Conrad’s widow disputed a number of details in it. But Hemingway’s tales in A Moveable Feast were sneakier and more
malicious. Not only were several people (e.g., Scott Fitzgerald, Gertrude
Stein) dead, but nobody else was in earshot of them and Hemingway to contradict
what he wrote more than 30 years after the fact.
22) Both were Roman Catholic converts
who did not stay tied to the faith for long. Ford converted
at age 19, but practiced the faith only intermittently throughout the rest of
his life. Hemingway converted in his late 20s in order to marry his second
wife, Pauline. His practice of the faith did not last much beyond his
conversion. Nevertheless, faith figures prominently in each novelist’s most
important works. Fr. Consett, Sylvia’s confessor in Parade’s End, becomes a
martyr to the cause of Irish independence, while Jake Barnes’ quiet but
insistent faith in The Sun Also Rises
stands in marked contrast to the utter lack of faith in anything among his
friends.
33)
Both
men were womanizers. There is really only one point to add to
the details about Ford’s complicated love life above: despite being
considerably overweight (and, if Hemingway is to be believed, smelly), Ford
attracted numerous women over the years through his vast erudition and
generosity. As part of his legend—one that became suffocating with time—Hemingway
carved out an image of himself as a hard-drinking womanizer.

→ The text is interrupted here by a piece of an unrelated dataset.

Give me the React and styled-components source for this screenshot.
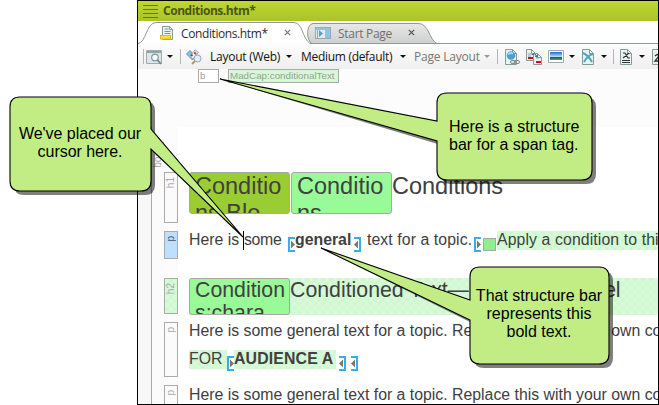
import React from "react";
import styled, { createGlobalStyle } from "styled-components";

const Global = createGlobalStyle`
  * { box-sizing: border-box; }
  body { margin: 0; background: #fff; overflow: hidden; }
`;

const Stage = styled.div`
  position: relative;
  width: 659px;
  height: 405px;
  overflow: hidden;
  padding-left: 137px;
  font-family: "Liberation Sans", Arial, sans-serif;
`;

const Window = styled.main`
  width: 522px;
  height: 405px;
  border: 1px solid #000;
  display: flex;
  flex-direction: column;
  overflow: hidden;
  background: #fcfcfc;
`;

const TitleBar = styled.header`
  flex: none;
  height: 20px;
  display: flex;
  align-items: center;
  gap: 4px;
  padding-left: 5px;
  background: linear-gradient(#bfd730, #abc327);
  color: #4a5613;
  font: bold 12px/20px "Open Sans", "Noto Sans", sans-serif;
  letter-spacing: -0.45px;
`;

const Tabs = styled.nav`
  flex: none;
  height: 23px;
  display: flex;
  background: #fff;
  border-bottom: 1px solid #929892;
`;

const Tab = styled.div`
  position: relative;
  width: ${(p) => p.$width}px;
  height: 23px;
  margin-left: ${(p) => (p.$active ? 0 : -8)}px;
  padding-left: ${(p) => (p.$active ? 22 : 10)}px;
  display: flex;
  align-items: center;
  z-index: ${(p) => (p.$active ? 2 : 1)};
  color: ${(p) => (p.$active ? "#2b2b2b" : "#6e6e6e")};
  font: 12px/23px "Open Sans", "Noto Sans", sans-serif;
`;

const TabShape = styled.svg`
  position: absolute;
  left: 0;
  top: 0;
  z-index: -1;
`;

const TabLabel = styled.span`
  flex: none;
  width: ${(p) => p.$width}px;
  margin-left: ${(p) => p.$gap}px;
  padding-top: 2px;
  white-space: nowrap;
  letter-spacing: ${(p) => p.$spacing}px;
`;

const Toolbar = styled.div`
  flex: none;
  height: 25px;
  display: flex;
  align-items: center;
  background: linear-gradient(#fdfdfd, #efefef);
  font: 12px/24px "Open Sans", "Noto Sans", sans-serif;
  color: #111;
`;

const Slot = styled.span`
  flex: none;
  display: flex;
  align-items: center;
  width: ${(p) => p.$width}px;
  height: 24px;
  white-space: nowrap;
  color: ${(p) => (p.$muted ? "#777" : "#111")};
  letter-spacing: ${(p) => p.$spacing || 0}px;
`;

const Separator = styled.i`
  width: 1px;
  height: 15px;
  background: #b5b5b5;
`;

const Caret = styled.i`
  border: 3px solid transparent;
  border-top-color: ${(p) => (p.$muted ? "#999" : "#111")};
  border-bottom: 0;
`;

const SpanBars = styled.div`
  flex: none;
  height: 58px;
  display: flex;
  align-items: flex-start;
  gap: 9px;
  padding-left: 60px;
`;

const SpanBar = styled.span`
  width: ${(p) => p.$width}px;
  height: 14px;
  border: 1px solid #aaa;
  padding-left: 1px;
  background: ${(p) => (p.$green ? "#d5f9d5" : "#fff")};
  color: #9c9c9c;
  font-size: 9.8px;
  line-height: 12px;
  white-space: nowrap;
`;

const Editor = styled.div`
  flex: 1;
  min-height: 0;
  display: flex;
`;

const OuterBar = styled.div`
  width: 14px;
  margin-top: ${(p) => p.$top}px;
  margin-right: -1px;
  border: solid #aaa;
  border-width: ${(p) => (p.$top ? "1px 1px 0 1px" : "0 1px 0 0")};
  background: ${(p) => (p.$top ? "#fbfbfb" : "#f7f7f7")};
  padding-top: 3px;
`;

const Bars = styled.div`
  width: 14px;
  padding-top: 45px;
  display: flex;
  flex-direction: column;
  background: #fcfcfc;
`;

const checker = (a, b) => `repeating-conic-gradient(${a} 0 25%, ${b} 0 50%) 0 0 / 8px 8px`;
const conditionFill = checker("#d0f8d0", "#d9fad9");

const Bar = styled.div`
  flex: none;
  width: 14px;
  height: ${(p) => p.$height}px;
  margin-bottom: ${(p) => p.$gap || 8}px;
  border: 1px solid #aaa;
  padding-top: 4px;
  background: ${(p) => p.$fill || "#fbfbfb"};
`;

const BarName = styled.span`
  display: block;
  width: 11px;
  writing-mode: vertical-rl;
  transform: rotate(180deg);
  color: ${(p) => (p.$dark ? "#4d5561" : "#aaa")};
  font-size: 10px;
  line-height: 11px;
`;

const Doc = styled.article`
  flex: 1;
  min-width: 0;
  padding: 45px 0 0 11px;
  overflow: hidden;
  background: #fff;
  color: #404040;
`;

const Line = styled.div`
  display: flex;
  align-items: flex-start;
  height: ${(p) => p.$height}px;
  margin-bottom: ${(p) => p.$gap || 0}px;
  font-size: ${(p) => p.$size || 15.83}px;
  line-height: ${(p) => p.$leading || 18}px;
  white-space: pre;
  background: ${(p) => (p.$marked ? conditionFill : "none")};
`;

const Run = styled.span`
  flex: none;
  width: ${(p) => (p.$width ? p.$width + "px" : "auto")};
  padding-top: ${(p) => p.$drop || 0}px;
  padding-bottom: 1px;
  font-weight: ${(p) => (p.$bold ? 700 : 400)};
  letter-spacing: ${(p) => p.$spacing || 0}px;
  background: ${(p) => (p.$marked ? conditionFill : "none")};
`;

const Variable = styled.span`
  flex: none;
  width: 101px;
  height: ${(p) => p.$height}px;
  margin-right: ${(p) => p.$gap || 0}px;
  padding-left: 5px;
  border: 1px solid #a5a9a5;
  border-radius: 3px;
  background: ${(p) => p.$fill};
  overflow: hidden;
`;

const TextCursor = styled.i`
  flex: none;
  width: 1px;
  height: 19px;
  background: #000;
`;

const Square = styled.i`
  flex: none;
  width: 13px;
  height: 13px;
  margin: 7px 1px 0 2px;
  border: 1px solid #a5a9a5;
  background: #90ee90;
`;

const MarkSvg = styled.svg`
  flex: none;
  margin-top: 6px;
  margin-left: ${(p) => p.$left || 0}px;
  margin-right: ${(p) => p.$right || 0}px;
`;

const Mark = ({ close, left, right }) => (
  <MarkSvg width="7" height="15" $left={left} $right={right}>
    <g transform={close ? "translate(7 0) scale(-1 1)" : undefined}>
      <path d="M7 1H1V14H7" fill="none" stroke="#35aeea" strokeWidth="2" />
      <path d="M3 3.500L7 7.500L3 11.500Z" fill="#777" />
    </g>
  </MarkSvg>
);

const Overlay = styled.svg`
  position: absolute;
  left: 0;
  top: 0;
  z-index: 5;
`;

const CalloutText = styled.p`
  position: absolute;
  z-index: 6;
  left: ${(p) => p.$x}px;
  top: ${(p) => p.$y}px;
  width: ${(p) => p.$width}px;
  margin: 0;
  color: #000;
  font-size: 16px;
  line-height: 18.2px;
  text-align: ${(p) => p.$align || "center"};
  letter-spacing: ${(p) => p.$spacing}px;
  white-space: nowrap;
`;

const Icon = ({ children, w = 16 }) => (
  <svg width={w} height="16" viewBox={`0 0 ${w} 16`}>{children}</svg>
);

const Page = ({ x = 0, y = 0, w = 11, h = 15 }) => (
  <path
    d={`M${x + 0.5} ${y + 0.5}h${w - 4}l4 4v${h - 4}h-${w}zM${x + w - 3.5} ${y + 0.5}v4h4`}
    fill="#e8f3f0"
    stroke="#849c99"
  />
);

const Close = ({ color }) => (
  <svg width="7" height="7"><path d="M.8.8L6.2 6.2M6.2.8L.8 6.2" stroke={color} strokeWidth="1.2" /></svg>
);

const callouts = [
  {
    shape: "M20 97H141Q151 97 151 107V129L243 237L151 149V181Q151 191 141 191H20Q10 191 10 181V107Q10 97 20 97Z",
    shadow: "M24 101H145Q155 101 155 111V133L243 237L155 153V185Q155 195 145 195H24Q14 195 14 185V111Q14 101 24 101Z",
  },
  {
    shape: "M447 93H582Q592 93 592 103V170Q592 180 582 180H447Q437 180 437 170V141L220 79L437 121V103Q437 93 447 93Z",
    shadow: "M451 97H586Q596 97 596 107V174Q596 184 586 184H451Q441 184 441 174V145L220 79L441 125V107Q441 97 451 97Z",
  },
  {
    shape: "M480 267H599Q609 267 609 277V354Q609 364 599 364H480Q470 364 470 354V320L321 248L470 300V277Q470 267 480 267Z",
    shadow: "M484 271H603Q613 271 613 281V358Q613 368 603 368H484Q474 368 474 358V324L321 248L474 304V281Q474 271 484 271Z",
  },
];

export default function App() {
  return (
    <Stage>
      <Global />
      <Window>
        <TitleBar>
          <svg width="16" height="18"><path d="M0 3.500H15M0 7.500H15M0 11.500H15M0 15.500H15" stroke="#66761c" strokeWidth="1.200" /></svg>
          <span>Conditions.htm*</span>
        </TitleBar>
        <Tabs>
          <Tab $active $width={175}>
            <TabShape width="175" height="23">
              <path d="M0 22.500C8 22 8 2 18 1.500H156C165 2 164 17 172 22.500V23H0Z" fill="#fff" />
              <path d="M0 22.500C8 22 8 2 18 1.500H156C165 2 164 17 172 22.500" fill="none" stroke="#929892" />
            </TabShape>
            <Icon w={14}>
              <path d="M2.500 1.500h7l3 3v10h-10zM9.500 1.500v3h3" fill="#edf5f1" stroke="#849c99" />
              <path d="M4.500 4h4M4.500 6.500h6M4.500 8.500h6" stroke="#7594a0" />
              <rect x=".5" y="10.500" width="10" height="3.500" fill="#ffdc45" stroke="#e9b51f" />
            </Icon>
            <TabLabel $width={103} $gap={7} $spacing={-0.4}>Conditions.htm*</TabLabel>
            <Close color="#777" />
          </Tab>
          <Tab $width={133}>
            <TabShape width="133" height="23">
              <defs>
                <linearGradient id="idle" x2="0" y2="1"><stop stopColor="#e8e8e8" /><stop offset="1" stopColor="#cfcfcf" /></linearGradient>
              </defs>
              <path d="M7 22.500C1 20 1 3 8 2.500H113C124 2 124 19 132 22.500Z" fill="url(#idle)" stroke="#929892" />
            </TabShape>
            <svg width="16" height="14" opacity=".75">
              <rect x=".5" y="1.500" width="15" height="11" fill="#e4f1f6" stroke="#7f99a7" />
              <path d="M1 3H15" stroke="#7eb7db" strokeWidth="2" />
              <path d="M10 4H15V12H10Z" fill="#77bde5" /><path d="M4 4L8 7.500L4 11Z" fill="#2f87bf" />
              <path d="M2.500 4V12" stroke="#65a5cc" />
            </svg>
            <TabLabel $width={70} $gap={7} $spacing={-0.3}>Start Page</TabLabel>
            <Close color="#555" />
          </Tab>
        </Tabs>
        <Toolbar>
          <Slot $width={5} />
          <Slot $width={3}><Separator /></Slot>
          <Slot $width={21}>
            <Icon>
              <path d="M.5 1.500H15.500V14.500H.5Z" fill="#dfe8e8" stroke="#9baeac" />
              <path d="M1 3H15" stroke="#8fa5a3" strokeWidth="2" />
              <circle cx="9" cy="8.500" r="3.300" fill="#f2fbff" stroke="#7e98a3" strokeWidth="1.200" /><path d="M11.500 11L15 15" stroke="#74858b" strokeWidth="1.800" />
            </Icon>
          </Slot>
          <Slot $width={13}><Caret /></Slot>
          <Slot $width={6}><Separator /></Slot>
          <Slot $width={24}>
            <Icon>
              <path d="M.5 5L4 1.500L9.500 8L6.500 11Z" fill="#7fc3e2" stroke="#5c9cb8" />
              <path d="M9 .8L12.500 3.500L7 10L4 7.500Z" fill="#edf6fa" stroke="#93a9b1" />
              <path d="M8.200 3.500L10.200 5M5 5.500L6.500 7" stroke="#da2638" strokeWidth="1.800" />
              <circle cx="11.500" cy="9.500" r="3.500" fill="#e4eff5" stroke="#8fa8b5" /><path d="M9 12L6 15" stroke="#c08a5c" strokeWidth="1.800" />
            </Icon>
          </Slot>
          <Slot $width={76} $spacing={-0.25}>Layout (Web)</Slot>
          <Slot $width={15}><Caret /></Slot>
          <Slot $width={99} $spacing={-0.3}>Medium (default)</Slot>
          <Slot $width={14}><Caret /></Slot>
          <Slot $width={70} $muted $spacing={-0.2}>Page Layout</Slot>
          <Slot $width={13}><Caret $muted /></Slot>
          <Slot $width={8}><Separator /></Slot>
          <Slot $width={21}>
            <Icon>
              <Page />
              <circle cx="6" cy="6.500" r="4.300" fill="#4a9fdb" /><path d="M3 5.500Q5 3 8 4.500" fill="none" stroke="#a5dcf7" strokeWidth="2" />
              <rect x="5.500" y="11.500" width="5" height="3" rx="1.500" fill="#ddd" stroke="#888" /><rect x="9.500" y="11.500" width="5" height="3" rx="1.500" fill="none" stroke="#888" />
            </Icon>
          </Slot>
          <Slot $width={22}>
            <Icon>
              <Page w={9} h={11} /><Page x={7} y={4} w={8} h={11} />
              <path d="M2 5H6M2 7H5M10 9H13" stroke="#8aa1a7" />
              <path d="M2 9H7M10 13H15" stroke="#d60a18" strokeWidth="2" /><path d="M6 6Q9 3 11 8M9 7L11 8L12 6" fill="none" stroke="#3154bb" />
            </Icon>
          </Slot>
          <Slot $width={21}>
            <svg width="16" height="13"><defs><linearGradient id="sky" x2="0" y2="1"><stop stopColor="#1f68c8" /><stop offset=".6" stopColor="#b8e7f7" /><stop offset=".65" stopColor="#28563d" /><stop offset="1" stopColor="#4f9e87" /></linearGradient></defs><path d="M.5.5H15.500V12.500H.5Z" fill="#fff" stroke="#9aaab3" /><path d="M2 2H14V10H2Z" fill="url(#sky)" /></svg>
          </Slot>
          <Slot $width={13}><Caret /></Slot>
          <Slot $width={19}>
            <Icon w={13}><Page /><path d="M1 4Q6 6 10 13M11 5Q6 6 2 13" fill="none" stroke="#4ca5bd" strokeWidth="2" /></Icon>
          </Slot>
          <Slot $width={12}><Caret /></Slot>
          <Slot $width={7}><Separator /></Slot>
          <Slot $width={19}>
            <Icon w={13}><Page /><path d="M3 4H5L8 9H10M9 4L3 9M2 11.500H10M2 13.500H10" fill="none" stroke="#333" strokeWidth="1.200" /></Icon>
          </Slot>
          <Slot $width={13}><Caret /></Slot>
          <Slot $width={13}>
            <Icon w={13}><Page /><path d="M3 7Q6 4 7 7L3 12H8" fill="none" stroke="#333" strokeWidth="1.400" /></Icon>
          </Slot>
        </Toolbar>
        <SpanBars>
          <SpanBar $width={21}>b</SpanBar>
          <SpanBar $width={111} $green>MadCap:conditionalText</SpanBar>
        </SpanBars>
        <Editor>
          <OuterBar $top={0} />
          <OuterBar $top={15}><BarName>body</BarName></OuterBar>
          <Bars>
            <Bar $height={51}><BarName>h1</BarName></Bar>
            <Bar $height={28} $gap={19} $fill="#bfdfff"><BarName $dark>p</BarName></Bar>
            <Bar $height={36} $fill={conditionFill}><BarName>h2</BarName></Bar>
            <Bar $height={55}><BarName>p</BarName></Bar>
            <Bar $height={55}><BarName>p</BarName></Bar>
          </Bars>
          <Doc>
            <Line $height={42} $gap={17} $size={23.5} $leading={27}>
              <Variable $height={42} $gap={1} $fill="#9acd32">Conditio<br />ns.Blo</Variable>
              <Variable $height={42} $fill="#98fb98">Conditio<br />ns.</Variable>
              <Run $drop={1}>Conditions</Run>
            </Line>
            <Line $height={30} $gap={17}>
              <Run $width={54}>Here is </Run>
              <TextCursor />
              <Run $width={44} $spacing={-0.3}>some</Run>
              <Mark />
              <Run $bold $width={59}>general</Run>
              <Mark close right={6} />
              <Run $width={107} $spacing={0.08}>text for a topic.</Run>
              <Mark />
              <Square />
              <Run $marked $spacing={0.1}>Apply a condition to this</Run>
            </Line>
            <Line $height={37} $gap={7} $size={21.3} $leading={23} $marked>
              <Variable $height={37} $fill="#98fb98">Condition<br />s:chara</Variable>
              <Run $drop={1}>Conditioned </Run>
              <Run $drop={1} $spacing={-0.3}>Text—Paragraph Level</Run>
            </Line>
            <Line $height={28}>
              <Run>Here is some general text for a topic. Replace this with your own content.</Run>
            </Line>
            <Line $height={35}>
              <Run $marked $width={38}>FOR </Run>
              <Mark />
              <Run $bold $marked $width={102} $spacing={0.15}>AUDIENCE A</Run>
              <Mark close left={3} right={5} />
              <Mark close />
            </Line>
            <Line $height={20} $leading={19}>
              <Run>Here is some general text for a topic. Replace this with your own content.</Run>
            </Line>
          </Doc>
        </Editor>
      </Window>
      <Overlay width="659" height="405">
        {callouts.map((c) => (
          <g key={c.shape}>
            <path d={c.shadow} fill="#000" fillOpacity=".5" />
            <path d={c.shape} fill="#c2ed84" stroke="#000" strokeWidth="1.100" />
          </g>
        ))}
      </Overlay>
      <CalloutText $x={12} $y={125} $width={136} $spacing={-0.05}>We've placed our<br />cursor here.</CalloutText>
      <CalloutText $x={449} $y={118} $width={136} $align="left" $spacing={-0.02}>Here is a structure<br />bar for a span tag.</CalloutText>
      <CalloutText $x={470} $y={287} $width={138} $spacing={0}>That structure bar<br />represents this<br />bold text.</CalloutText>
    </Stage>
  );
}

44) Both created narrators symbolic of
a generation or class damaged by WWI. The very first
sentence of Parade’s End is heavy
with symbolism: “The two young men—they were of the English public official
class—sat in the perfectly appointed railway carriage.” These men, born to rule
Britannia, will see their world upended, in every conceivable way, by the war.
In the case of Tietjens, he will be devastated by shell shock at the front. Lt.
Frederic Henry’s wounding in Hemingway’s A
Farewell to Arms is believed, by most biographers of the novelist, to be an
accurate representation of his own experience. Jake Barnes’ genital wound in The Sun Also Rises is even more serious—in
fact, emblematic of an entire generation left psychically unmanned by WWI.